BRITISH HUMAN RIGHTS COMMISSION SAYS WORKERS SHOULD NOT BE FORCED TO RETIRE

Observer, UK- Workers should be able to stay in their jobs beyond the age of 65, and employers should be incentivised to allow older employees to work flexibly, the UK's equality watchdog said today.

The Equality and Human Rights Commission said the ageing population and an increased willingness to work among older people meant it was time for the government to scrap the default retirement age, a law which allows firms to force staff to finish work at 65.

It said scrapping the rule would remove the "safety net" for employers and encourage more radical approaches to issues such as flexibility, handling the performance of workers of all ages, and improving occupational health.

Hand-in-hand with this change, EHRC said, the government should extend the right to request flexible working to all employees and consider introducing incentives for flexible employers, with a particular emphasis on the over-50s.

The commission said the economy "would be the biggest winner" from the proposed changes, with research from the National Institute of Economic and Social Research suggesting that extending working lives by 18 months would earn Britain L15bn. . .

A survey of 1,500 workers by the commission suggests a rule change would be welcomed by many workers.
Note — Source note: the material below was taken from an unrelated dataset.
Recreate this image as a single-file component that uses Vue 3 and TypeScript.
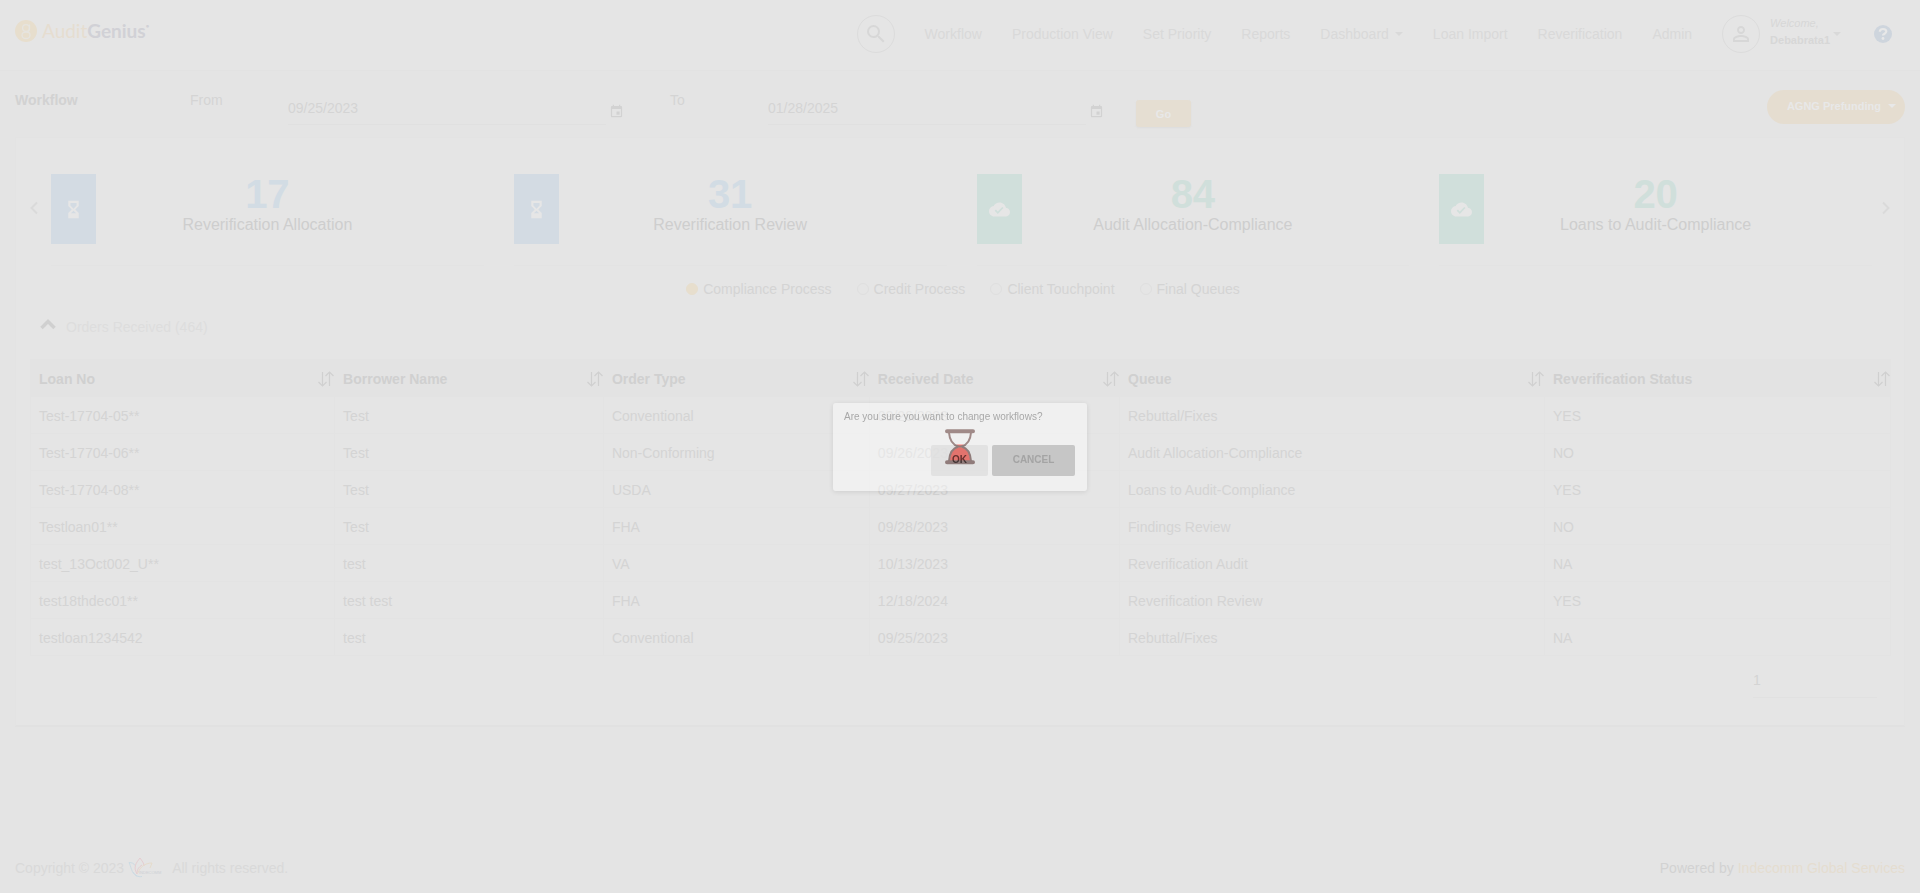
<script setup lang="ts">
import { ref } from 'vue'

interface Card { count: number; label: string; kind: 'hourglass' | 'cloud' }
interface Column { label: string; cls: string }

const cards: Card[] = [
  { count: 17, label: 'Reverification Allocation', kind: 'hourglass' },
  { count: 31, label: 'Reverification Review', kind: 'hourglass' },
  { count: 84, label: 'Audit Allocation-Compliance', kind: 'cloud' },
  { count: 20, label: 'Loans to Audit-Compliance', kind: 'cloud' },
]

const navBefore = ['Workflow', 'Production View', 'Set Priority', 'Reports']
const navAfter = ['Loan Import', 'Reverification', 'Admin']
const processes = ['Compliance Process', 'Credit Process', 'Client Touchpoint', 'Final Queues']

const columns: Column[] = [
  { label: 'Loan No', cls: 'c-loan' },
  { label: 'Borrower Name', cls: 'c-name' },
  { label: 'Order Type', cls: 'c-type' },
  { label: 'Received Date', cls: 'c-date' },
  { label: 'Queue', cls: 'c-queue' },
  { label: 'Reverification Status', cls: 'c-status' },
]

const rows: string[][] = [
  ['Test-17704-05**', 'Test', 'Conventional', '09/26/2023', 'Rebuttal/Fixes', 'YES'],
  ['Test-17704-06**', 'Test', 'Non-Conforming', '09/26/2023', 'Audit Allocation-Compliance', 'NO'],
  ['Test-17704-08**', 'Test', 'USDA', '09/27/2023', 'Loans to Audit-Compliance', 'YES'],
  ['Testloan01**', 'Test', 'FHA', '09/28/2023', 'Findings Review', 'NO'],
  ['test_13Oct002_U**', 'test', 'VA', '10/13/2023', 'Reverification Audit', 'NA'],
  ['test18thdec01**', 'test test', 'FHA', '12/18/2024', 'Reverification Review', 'YES'],
  ['testloan1234542', 'test', 'Conventional', '09/25/2023', 'Rebuttal/Fixes', 'NA'],
]

const fromDate = ref('09/25/2023')
const toDate = ref('01/28/2025')
const process = ref('Compliance Process')
const page = ref('1')
</script>

<template>
  <div class="page">
    <header class="topbar">
      <a class="brand" href="#">
        <svg class="brand-mark" viewBox="0 0 22 22" aria-hidden="true">
          <circle cx="11" cy="11" r="11" fill="#e7decd" />
          <g fill="none" stroke="#e6e4df" stroke-width="1.3">
            <circle cx="11" cy="8" r="3.4" />
            <path d="M14.500 4.500v4c0 2.500-1.500 3.500-3.500 3.500-2.500 0-4 1-4 3s1.600 3.500 4 3.500 4-1.500 4-3.500-1.500-3-4-3" />
          </g>
        </svg>
        <span class="brand-name"><span class="brand-a">Audit</span>Genius<span class="brand-dot">•</span></span>
      </a>
      <nav class="nav">
        <button class="round" type="button" aria-label="Search">
          <svg viewBox="0 0 24 24"><path d="M15.500 14h-.79l-.28-.27A6.470 6.470 0 0 0 16 9.500 6.500 6.500 0 1 0 9.500 16c1.610 0 3.090-.59 4.230-1.570l.27.28v.79l5 4.990L20.490 19l-4.990-5zm-6 0C7.010 14 5 11.990 5 9.500S7.010 5 9.500 5 14 7.010 14 9.500 11.990 14 9.500 14z" /></svg>
        </button>
        <a v-for="n in navBefore" :key="n" href="#">{{ n }}</a>
        <a class="with-caret" href="#">Dashboard<i class="caret"></i></a>
        <a v-for="n in navAfter" :key="n" href="#">{{ n }}</a>
        <div class="user">
          <button class="round" type="button" aria-label="Account">
            <svg viewBox="0 0 24 24"><path d="M12 5.900a2.100 2.100 0 1 1 0 4.200 2.100 2.100 0 0 1 0-4.200m0 9c2.970 0 6.100 1.460 6.100 2.100v1.100H5.900V17c0-.64 3.130-2.100 6.100-2.100M12 4C9.790 4 8 5.790 8 8s1.790 4 4 4 4-1.790 4-4-1.790-4-4-4zm0 9c-2.670 0-8 1.340-8 4v3h16v-3c0-2.660-5.330-4-8-4z" /></svg>
          </button>
          <div class="who"><em>Welcome,</em><strong>Debabrata1</strong></div>
          <i class="caret"></i>
          <a class="help" href="#" aria-label="Help">
            <svg viewBox="0 0 18 18">
              <circle cx="9" cy="9" r="9" fill="#ced5dd" />
              <path d="M5.800 6.800C5.800 4.900 7.200 4 9 4s3.300 1 3.300 2.600C12.300 8.700 9 8.700 9 10.600" fill="none" stroke="#e8e8e8" stroke-width="2.200" />
              <circle cx="9" cy="13.500" r="1.400" fill="#e8e8e8" />
            </svg>
          </a>
        </div>
      </nav>
    </header>

    <main class="main">
      <form class="filters" @submit.prevent>
        <h1>Workflow</h1>
        <label for="from">From</label>
        <input id="from" v-model="fromDate" type="text" />
        <button class="cal" type="button" aria-label="Pick start date">
          <svg viewBox="0 0 24 24"><path d="M17 12h-5v5h5v-5zM16 1v2H8V1H6v2H5a2 2 0 0 0-2 2v14c0 1.100.89 2 2 2h14a2 2 0 0 0 2-2V5a2 2 0 0 0-2-2h-1V1h-2zm3 18H5V8h14v11z" /></svg>
        </button>
        <label for="to">To</label>
        <input id="to" v-model="toDate" type="text" />
        <button class="cal" type="button" aria-label="Pick end date">
          <svg viewBox="0 0 24 24"><path d="M17 12h-5v5h5v-5zM16 1v2H8V1H6v2H5a2 2 0 0 0-2 2v14c0 1.100.89 2 2 2h14a2 2 0 0 0 2-2V5a2 2 0 0 0-2-2h-1V1h-2zm3 18H5V8h14v11z" /></svg>
        </button>
        <div class="actions">
          <button class="go" type="submit">Go</button>
          <button class="pill" type="button">AGNG Prefunding<i class="caret"></i></button>
        </div>
      </form>

      <section class="panel">
        <div class="slider">
          <button class="arrow" type="button" aria-label="Previous">
            <svg viewBox="0 0 10 14"><path d="M8 1.500 2.500 7 8 12.500" /></svg>
          </button>
          <div class="cards">
            <article v-for="c in cards" :key="c.label" class="card" :class="c.kind">
              <div class="tile">
                <svg v-if="c.kind === 'hourglass'" viewBox="0 0 24 24"><path fill-rule="evenodd" d="M18 22v-6l-4-4 4-4V2H6v6l4 4-4 4v6h12zM8.500 7.500V4.500h7v3L12 11 8.500 7.500zM9 16.300 12 13.300l3 3z" /></svg>
                <svg v-else viewBox="0 0 24 24"><path d="M19.350 10.040C18.670 6.590 15.640 4 12 4 9.110 4 6.600 5.640 5.350 8.040 2.340 8.360 0 10.910 0 14c0 3.310 2.690 6 6 6h13c2.760 0 5-2.240 5-5 0-2.640-2.050-4.780-4.650-4.960zM10 17l-3.500-3.500 1.410-1.410L10 14.170 15.180 9l1.410 1.410L10 17z" /></svg>
              </div>
              <p class="count">{{ c.count }}</p>
              <p class="label">{{ c.label }}</p>
            </article>
          </div>
          <button class="arrow" type="button" aria-label="Next">
            <svg viewBox="0 0 10 14"><path d="M2 1.500 7.500 7 2 12.500" /></svg>
          </button>
        </div>

        <div class="radios" role="radiogroup" aria-label="Process">
          <label v-for="p in processes" :key="p">
            <input v-model="process" type="radio" name="process" :value="p" />{{ p }}
          </label>
        </div>

        <button class="fold" type="button">
          <svg viewBox="0 0 16 11"><path d="M1.500 9 8 2.500 14.500 9" /></svg>
          <span>Orders Received (464)</span>
        </button>

        <table>
          <thead>
            <tr>
              <th v-for="c in columns" :key="c.label" :class="c.cls" scope="col">
                <span class="th">{{ c.label }}
                  <svg viewBox="0 0 16 16"><path d="M4.500 1v14M.5 11l4 4 4-4M11.500 15V1M7.500 5l4-4 4 4" /></svg>
                </span>
              </th>
            </tr>
          </thead>
          <tbody>
            <tr v-for="r in rows" :key="r[0]">
              <td v-for="(v, i) in r" :key="i">{{ v }}</td>
            </tr>
          </tbody>
        </table>

        <div class="pager">
          <select v-model="page" aria-label="Page"><option>1</option></select>
        </div>
      </section>
    </main>

    <footer class="footer">
      <p>
        Copyright © 2023
        <svg viewBox="0 0 40 21" aria-label="Indecomm">
          <g fill="none" stroke-width="1">
            <path d="M9 19C3 16 3 9 1 5.500c3 0 5 1 6 3M5 15c2 4 5 5 9 4.500" stroke="#ccdbe3" />
            <path d="M9 17C5 10 8 6 12 1c2 3 4 5 4 8M9 17c0-5 2-7 5-9" stroke="#e5cdd0" />
            <path d="M10 16c2-6 7-10 14-10-1 2-1 3-2 5" stroke="#e6dccb" />
          </g>
          <text x="11" y="17" font-size="4" fill="#cdd0d5">INDECOMM</text>
        </svg>
        All rights reserved.
      </p>
      <p class="powered">Powered by <a href="#">Indecomm Global Services</a></p>
    </footer>

    <div class="overlay">
      <div class="dialog" role="dialog" aria-modal="true" aria-labelledby="question">
        <p id="question">Are you sure you want to change workflows?</p>
        <div class="buttons">
          <button class="ok" type="button">OK</button>
          <button class="cancel" type="button">CANCEL</button>
        </div>
      </div>
      <svg class="spinner" viewBox="0 0 30 36" aria-hidden="true">
        <path d="M4.500 32C5 24 8 19.500 14 18h2c6 1.500 9 6 9.500 14z" fill="#fb7f79" />
        <path d="M11.500 15.500h7L16 18h-2z" fill="#fb7f79" />
        <path d="M4 3.500C4.500 11 8 16 13.500 17.500 8 19 4.500 24 4 32M26 3.500C25.500 11 22 16 16.500 17.500 22 19 25.500 24 26 32" fill="none" stroke="#a08a88" stroke-width="2" />
        <path d="M2 2.300h26M2 33.300h26" stroke="#a08a88" stroke-width="4" stroke-linecap="round" />
      </svg>
    </div>
  </div>
</template>

<style>
body {
  margin: 0;
  background: #e4e4e4;
}
</style>

<style scoped>
.page {
  display: flex;
  flex-direction: column;
  min-height: 100vh;
  background: #e4e4e4;
  color: #d4d4d4;
  font: 14px/20px "Liberation Sans", Arial, sans-serif;
}
.page * { box-sizing: border-box; }
h1, p { margin: 0; }
a { color: inherit; text-decoration: none; }
button, input, select {
  font: inherit;
  color: inherit;
  border: 0;
  padding: 0;
  background: none;
}
.caret {
  border: 4px solid transparent;
  border-top-color: currentColor;
  border-bottom: 0;
}

.topbar {
  display: flex;
  align-items: center;
  justify-content: space-between;
  height: 71px;
  padding: 0 28px 3px 15px;
  background: #e5e5e5;
  border-bottom: 1px solid #e2e2e2;
}
.brand {
  display: flex;
  align-items: center;
  gap: 5px;
  padding-bottom: 6px;
}
.brand-mark { width: 22px; height: 22px; }
.brand-name {
  display: flex;
  font: 700 19px/22px Lato, sans-serif;
  color: #d1d1d6;
}
.brand-a { color: #e6ddd0; font-weight: 400; }
.brand-dot { font-size: 6px; line-height: 12px; }
.nav {
  display: flex;
  align-items: center;
  gap: 30px;
  color: #d9d9d9;
}
.with-caret { display: flex; align-items: center; gap: 6px; }
.round {
  display: grid;
  place-items: center;
  width: 38px;
  height: 38px;
  border: 1px solid #dcdcdc;
  border-radius: 50%;
}
.round svg { width: 24px; height: 24px; fill: #d7d7d7; }
.user { display: flex; align-items: center; }
.who {
  display: flex;
  flex-direction: column;
  margin: 0 3px 4px 10px;
  font-size: 11px;
  line-height: 17px;
  color: #d7d7d7;
}
.help { display: flex; margin-left: 33px; }
.help svg { width: 18px; height: 18px; }

.main { flex: 1; padding: 0 15px; }
.filters {
  display: grid;
  grid-template-columns: 175fr 98fr 318fr 64fr 98fr 318fr 50fr 769fr;
  align-items: start;
  height: 66px;
  padding-top: 19px;
}
.filters h1 { font-size: 14px; line-height: 20px; color: #d2d2d2; }
.filters input {
  width: 100%;
  height: 35px;
  padding-top: 2px;
  border-bottom: 1px solid #e0e0e0;
}
.cal { display: flex; margin: 14px 0 0 3px; width: 15px; }
.cal svg { width: 15px; height: 15px; fill: #d2d2d2; }
.actions {
  display: flex;
  justify-content: space-between;
  align-items: flex-start;
}
.go {
  width: 55px;
  height: 27px;
  margin-top: 10px;
  border-radius: 3px;
  background: #e5ded2;
  color: #e8e8e8;
  font-size: 11px;
  font-weight: 700;
  box-shadow: 0 1px 2px #dcdcdc;
}
.pill {
  display: flex;
  align-items: center;
  gap: 7px;
  height: 34px;
  padding: 0 9px 3px 20px;
  border-radius: 17px;
  background: #e5ddd0;
  color: #e8e8e8;
  font-size: 11px;
  font-weight: 700;
}

.panel {
  height: 590px;
  padding: 36px 13px 0 14px;
  background: #e5e5e5;
  border: 1px solid #e3e3e3;
  border-bottom: 2px solid #e1e1e1;
}
.slider { display: flex; align-items: flex-start; gap: 12px; height: 92px; }
.arrow { display: flex; width: 10px; margin-top: 27px; }
.arrow:first-child { margin-left: -1px; }
.arrow:last-child { margin-left: -3px; }
.arrow svg { width: 10px; height: 14px; }
.arrow path { fill: none; stroke: #dadada; stroke-width: 2; }
.cards {
  flex: 1;
  display: grid;
  grid-template-columns: repeat(4, 1fr);
  gap: 30px;
}
.card {
  position: relative;
  height: 92px;
  border-bottom: 1px solid #e3e3e3;
  text-align: center;
}
.tile {
  position: absolute;
  left: 0;
  top: 0;
  display: grid;
  place-items: center;
  width: 45px;
  height: 70px;
}
.tile svg { width: 21px; height: 21px; fill: #e6e6e6; }
.hourglass .tile { background: #d3dbe3; }
.hourglass .count { color: #d2dce4; }
.cloud .tile { background: #d0dfdb; }
.cloud .count { color: #d0dfdb; }
.count { font-size: 40px; line-height: 40px; font-weight: 700; }
.label { font-size: 16px; line-height: 22px; color: #cecece; }

.radios {
  display: flex;
  justify-content: center;
  gap: 25px;
  margin-top: 13px;
  padding-left: 5px;
}
.radios label { display: flex; align-items: center; gap: 5px; }
.radios input {
  appearance: none;
  width: 12px;
  height: 12px;
  margin: 0;
  border: 1px solid #dfdfdf;
  border-radius: 50%;
}
.radios input:checked { background: #e7decd; border-color: #e7decd; }

.fold {
  display: flex;
  align-items: center;
  gap: 10px;
  margin: 18px 0 0 10px;
  color: #dddddd;
}
.fold svg { width: 16px; height: 11px; margin-bottom: 6px; }
.fold path { fill: none; stroke: #d0d0d0; stroke-width: 3.500; }

table {
  width: 100%;
  margin-top: 22px;
  table-layout: fixed;
  border-collapse: separate;
  border-spacing: 0;
  border-right: 1px solid #e3e3e3;
}
th, td {
  height: 37px;
  padding: 2px 0 0 8px;
  border-left: 1px solid #e3e3e3;
  border-bottom: 1px solid #e3e3e3;
  text-align: left;
}
th { height: 38px; background: #e3e3e3; color: #d0d0d0; }
.th { display: flex; align-items: center; justify-content: space-between; }
.th svg { width: 16px; height: 16px; }
.th path { fill: none; stroke: #d0d0d0; stroke-width: 1.200; }
.c-loan { width: 16.350%; }
.c-name { width: 14.450%; }
.c-type { width: 14.300%; }
.c-date { width: 13.450%; }
.c-queue { width: 22.850%; }
.c-status { width: 18.600%; }

.pager { display: flex; justify-content: flex-end; padding: 10px 14px 0 0; }
.pager select {
  appearance: none;
  width: 124px;
  height: 32px;
  padding-bottom: 3px;
  border-bottom: 1px solid #e1e1e1;
}

.footer {
  display: flex;
  justify-content: space-between;
  padding: 0 15px 15px;
  color: #d9d9d9;
}
.footer p { display: flex; align-items: center; gap: 4px; }
.footer svg { width: 40px; height: 21px; }
.footer .powered { color: #d2d2d2; }
.powered a { color: #e4ddd0; }

.overlay {
  position: fixed;
  inset: 0;
  display: grid;
  place-items: center;
}
.overlay > * { grid-area: 1 / 1; }
.dialog {
  width: 254px;
  height: 88px;
  padding: 4px 12px 0 11px;
  border-radius: 3px;
  background: rgba(255, 255, 255, 0.42);
  box-shadow: 0 1px 5px rgba(0, 0, 0, 0.1);
  color: #a8a8a8;
  font-size: 10px;
}
.buttons {
  display: flex;
  justify-content: flex-end;
  gap: 4px;
  margin-top: 18px;
}
.buttons button {
  height: 31px;
  border-radius: 2px;
  font-size: 10px;
  font-weight: 700;
}
.ok { width: 57px; background: rgba(220, 220, 220, 0.7); }
.buttons .ok { color: #6a6060; }
.cancel { width: 83px; background: #c6c6c6; }
.buttons .cancel { color: #a4a4a4; }
.spinner {
  width: 30px;
  height: 36px;
  mix-blend-mode: multiply;
  pointer-events: none;
}
</style>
It found that 64% of women and 24% of men wanted to remain economically active after the state pension age (currently 65 for men and rising to 65 for women by 2020).

Around 60% said they wanted to continue working but on a part-time basis, while 40% said they would like to stay in their current jobs but with greater flexibility in hours worked. . .


2 Comments:

Anonymous Anonymous said...

in Quebec, the mandatory age of retirement was abolished about 15 years ago.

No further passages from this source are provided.